By the time President Trump assumed office, OPEC had learned their lesson, and was back to trying to curb production to influence prices. But the continued rise of U.S. oil production made this difficult. While they were able to boost prices somewhat, the power they had to boost prices a decade earlier had diminished.
Then the Covid-19 pandemic hit in 2020, and that helped send oil prices all the way into negative territory. That is why average gasoline prices were so low during Trump’s last year in office.
Now, in early 2021 global oil demand is starting to recover as we start to exit from the pandemic. That, in turn, is helping lift oil prices back to the level they were in 2019. This is the main reason gasoline prices are back on the rise.
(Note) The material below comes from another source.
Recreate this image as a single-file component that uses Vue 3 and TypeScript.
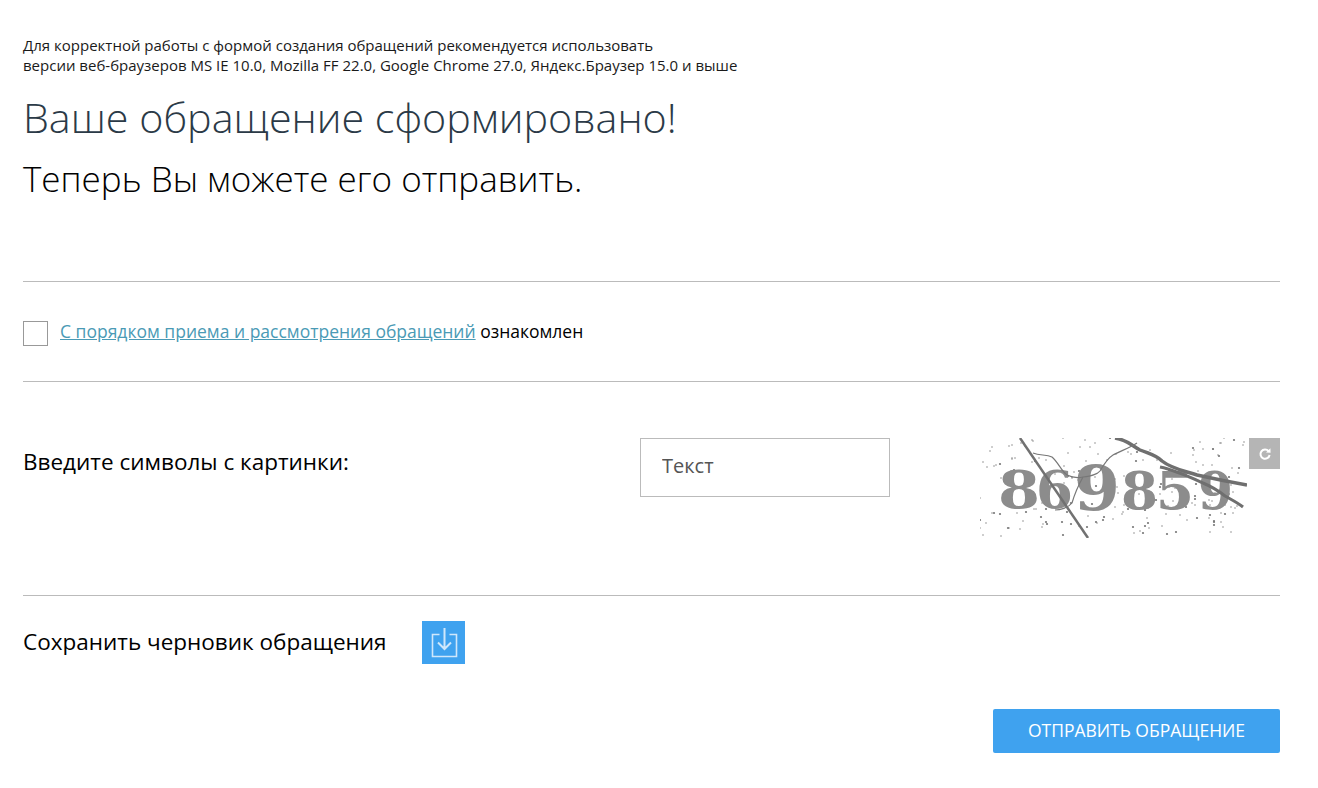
<script setup lang="ts">
// simple seeded noise so the captcha speckle stays the same between renders
let seed = 7
const rnd = () => {
  seed = (seed * 16807) % 2147483647
  return seed / 2147483647
}
const dots = Array.from({ length: 210 }, () => ({
  x: Math.round(rnd() * 265),
  y: Math.round(rnd() * 98),
  r: rnd() > 0.7 ? 1.1 : 0.7,
}))
const digits = [
  { ch: '8', x: 18, y: 70, size: 53, w: 42 },
  { ch: '6', x: 56, y: 70, size: 53, w: 37 },
  { ch: '9', x: 94, y: 72, size: 62, w: 46 },
  { ch: '8', x: 141, y: 71, size: 53, w: 37 },
  { ch: '5', x: 176, y: 71, size: 53, w: 38 },
  { ch: '9', x: 218, y: 71, size: 53, w: 35 },
]
</script>

<template>
  <div class="page">
    <p class="note">
      Для корректной работы с формой создания обращений рекомендуется использовать<br>
      версии веб-браузеров MS IE 10.0, Mozilla FF 22.0, Google Chrome 27.0, Яндекс.Браузер 15.0 и выше
    </p>
    <h1 class="title">Ваше обращение сформировано!</h1>
    <h2 class="subtitle">Теперь Вы можете его отправить.</h2>

    <div class="agree">
      <input class="agree__check" type="checkbox" id="agree">
      <label class="agree__label" for="agree"><a href="#" class="agree__link">С порядком приема и рассмотрения обращений</a> ознакомлен</label>
    </div>

    <div class="captcha">
      <div class="captcha__label">Введите символы с картинки:</div>
      <input class="captcha__input" type="text" placeholder="Текст">
      <svg class="captcha__image" width="267" height="100" viewBox="0 0 267 100">
        <circle v-for="(d, i) in dots" :key="i" :cx="d.x" :cy="d.y" :r="d.r" fill="#777" />
        <text
          v-for="(d, i) in digits"
          :key="'d' + i"
          :x="d.x"
          :y="d.y"
          :font-size="d.size"
          :textLength="d.w"
          lengthAdjust="spacingAndGlyphs"
          font-family="'DejaVu Serif', serif"
          font-weight="700"
          fill="#8c8c8c"
        >{{ d.ch }}</text>
        <path d="M40 0L108 100" stroke="#717171" stroke-width="2.5" fill="none" />
        <path d="M135 0C148 2 152 8 160 12C170 16 176 17 182 23C192 31 205 33 217 37C235 41 250 44 267 47" stroke="#6f6f6f" stroke-width="3.5" fill="none" />
        <path d="M180 29C195 32 212 40 223 45C235 50 240 54 245 58C252 62 258 65 263 69" stroke="#6f6f6f" stroke-width="3" fill="none" />
        <path d="M53 15C60 18 66 16 72 19C78 24 82 34 87 37C93 40 98 40 103 39C110 38 117 37 120 33C124 26 128 20 133 17C140 13 150 10 157 5M103 39C98 48 94 58 92 65C88 70 80 72 75 72" stroke="#777" stroke-width="1.2" fill="none" />
      </svg>
      <button class="captcha__refresh" type="button" aria-label="Обновить">
        <svg width="14" height="14" viewBox="0 0 14 14">
          <path d="M10.6 4.2A4.6 4.6 0 1 0 11.6 8" stroke="#fff" stroke-width="2" fill="none" />
          <path d="M8 5.4L12.6 5.8L12.4 1.2Z" fill="#fff" />
        </svg>
      </button>
    </div>

    <div class="draft">
      <span class="draft__label">Сохранить черновик обращения</span>
      <button class="draft__btn" type="button" aria-label="Сохранить">
        <svg class="draft__icon" width="27" height="32" viewBox="0 0 27 32">
          <path d="M8.5 7.5H1.5V29.5H25.5V7.5H18.5" stroke="#cfe7fb" stroke-width="1.6" fill="none" />
          <path d="M13.5 1V21.5M7 15.5L13.5 22L20 15.5" stroke="#cfe7fb" stroke-width="2" fill="none" />
        </svg>
      </button>
    </div>

    <div class="actions">
      <button class="submit" type="button">ОТПРАВИТЬ ОБРАЩЕНИЕ</button>
    </div>
  </div>
</template>

<style>
body {
  background: #fff;
}
</style>

<style scoped>
.page {
  box-sizing: border-box;
  width: 1318px;
  height: 788px;
  padding: 35px 38px 0 23px;
  font-family: "Open Sans", "Noto Sans", sans-serif;
  color: #000;
  overflow: hidden;
}

.note {
  margin: 0;
  font-size: 15px;
  line-height: 20px;
  color: #1a1a1a;
}

.title {
  margin: 17px 0 0;
  font-size: 41.25px;
  line-height: 50px;
  font-weight: 300;
  color: #2b3a47;
}

.subtitle {
  margin: 13px 0 0;
  font-size: 35px;
  line-height: 48px;
  font-weight: 300;
  color: #000;
}

.agree {
  display: flex;
  align-items: center;
  gap: 12px;
  height: 99px;
  margin-top: 78px;
  border-top: 1px solid #bbb;
  border-bottom: 1px solid #bbb;
  font-size: 17.5px;
}

.agree__check {
  appearance: none;
  box-sizing: border-box;
  width: 25px;
  height: 25px;
  margin: 3px 0 0;
  border: 1px solid #999;
  background: #fff;
}

.agree__label {
  margin-bottom: 2px;
}

.agree__link {
  color: #4a9ab5;
  text-decoration: underline;
}

.captcha {
  display: flex;
  align-items: flex-start;
  height: 156px;
  padding-top: 56px;
  padding-bottom: 1px;
  box-sizing: content-box;
  border-bottom: 1px solid #bbb;
}

.captcha__label {
  width: 617px;
  margin-top: 9px;
  font-size: 22.5px;
  line-height: 30px;
}

.captcha__input {
  box-sizing: border-box;
  width: 250px;
  height: 59px;
  padding: 0 21px 4px;
  border: 1px solid #bbb;
  background: #fff;
  font: 20px "Open Sans", sans-serif;
  outline: none;
}

.captcha__input::placeholder {
  color: #555;
  opacity: 1;
}

.captcha__image {
  display: block;
  margin-left: 90px;
  filter: blur(0.5px);
}

.captcha__refresh {
  display: flex;
  align-items: center;
  justify-content: center;
  width: 31px;
  height: 31px;
  margin-left: 2px;
  padding: 0;
  border: 0;
  background: #b5b5b5;
}

.draft {
  display: flex;
  align-items: center;
  gap: 35px;
  margin-top: 25px;
  font-size: 22.5px;
}

.draft__label {
  margin-bottom: 2px;
}

.draft__btn {
  display: flex;
  align-items: center;
  justify-content: center;
  width: 43px;
  height: 43px;
  padding: 0;
  border: 0;
  background: #3fa2ef;
}

.draft__icon {
  margin-left: 2px;
}

.actions {
  display: flex;
  justify-content: flex-end;
  margin-top: 45px;
}

.submit {
  width: 287px;
  height: 44px;
  padding: 0 0 2px;
  border: 0;
  border-radius: 2px;
  background: #3fa2ef;
  color: #fff;
  font: 500 17.5px "Open Sans", sans-serif;
}
</style>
In a nutshell, here are the major factors impacting oil, and subsequently gasoline prices since 2001.
- Dot-com bust and 9/11 put a chill on the global economy
- Falling U.S. oil production gives OPEC more pricing power
- Rising oil prices helped spur the 2008-2009 recession, which crashed oil prices
- Economic recovery sent oil prices back to $100/bbl
- U.S. fracking boom breaks OPEC’s hold on oil prices, again crashing prices
- Prices stabilize as OPEC again curtails production
- Covid-19 pandemic sends oil prices crashing
We can debate whether certain presidents made some impact on oil prices, but that impact would be modest. The factors above are the primary reasons oil prices rose and fell since 2001, and presidential decisions didn’t have a lot of impact on most of these factors.
To the extent that President Bush’s decisions led to the 2008-2009 recession, you could argue that he helped crash oil prices early in Obama’s term. And to the extent that Bush helped fund the fracking boom, he is partially responsible for the surge in U.S. oil production, and the crash in oil prices a decade later.
Likewise, to the extent that Obama’s decisions helped lead the way out of the recession, you can “blame” him for the subsequent rise in the price of oil. Likewise, if you believe Biden’s decisions are helping end the Covid-19 pandemic, you can “blame” him for the surge in oil prices that followed. But I would point out that this surge actually started in earnest last fall when it became clear that new vaccines were on the way. So, if you want to “blame” President Trump for that, then you could probably also defend that position.
Remember that the issue of oil and gasoline prices is a two-edged sword. Low gasoline prices may be good for consumers, but it often signals problems with the overall economy. So when a president makes policy decisions to strengthen the econ0my, there is often an increase in oil and gasoline prices.
But as I always say, these policy changes take many years to bear fruit. Presidents have really limited ability to impact gasoline prices in the short term.
The answer to the title question, however, is that President Obama oversaw the highest average annual gasoline prices. President Bush oversaw the lowest. The average price during President Trump’s four-year term was very much in line with the second terms of both Bush and Obama until the Covid-19 pandemic sent prices reeling. So, President Trump ends up with the second-lowest four-year average of any President in the past 20 years.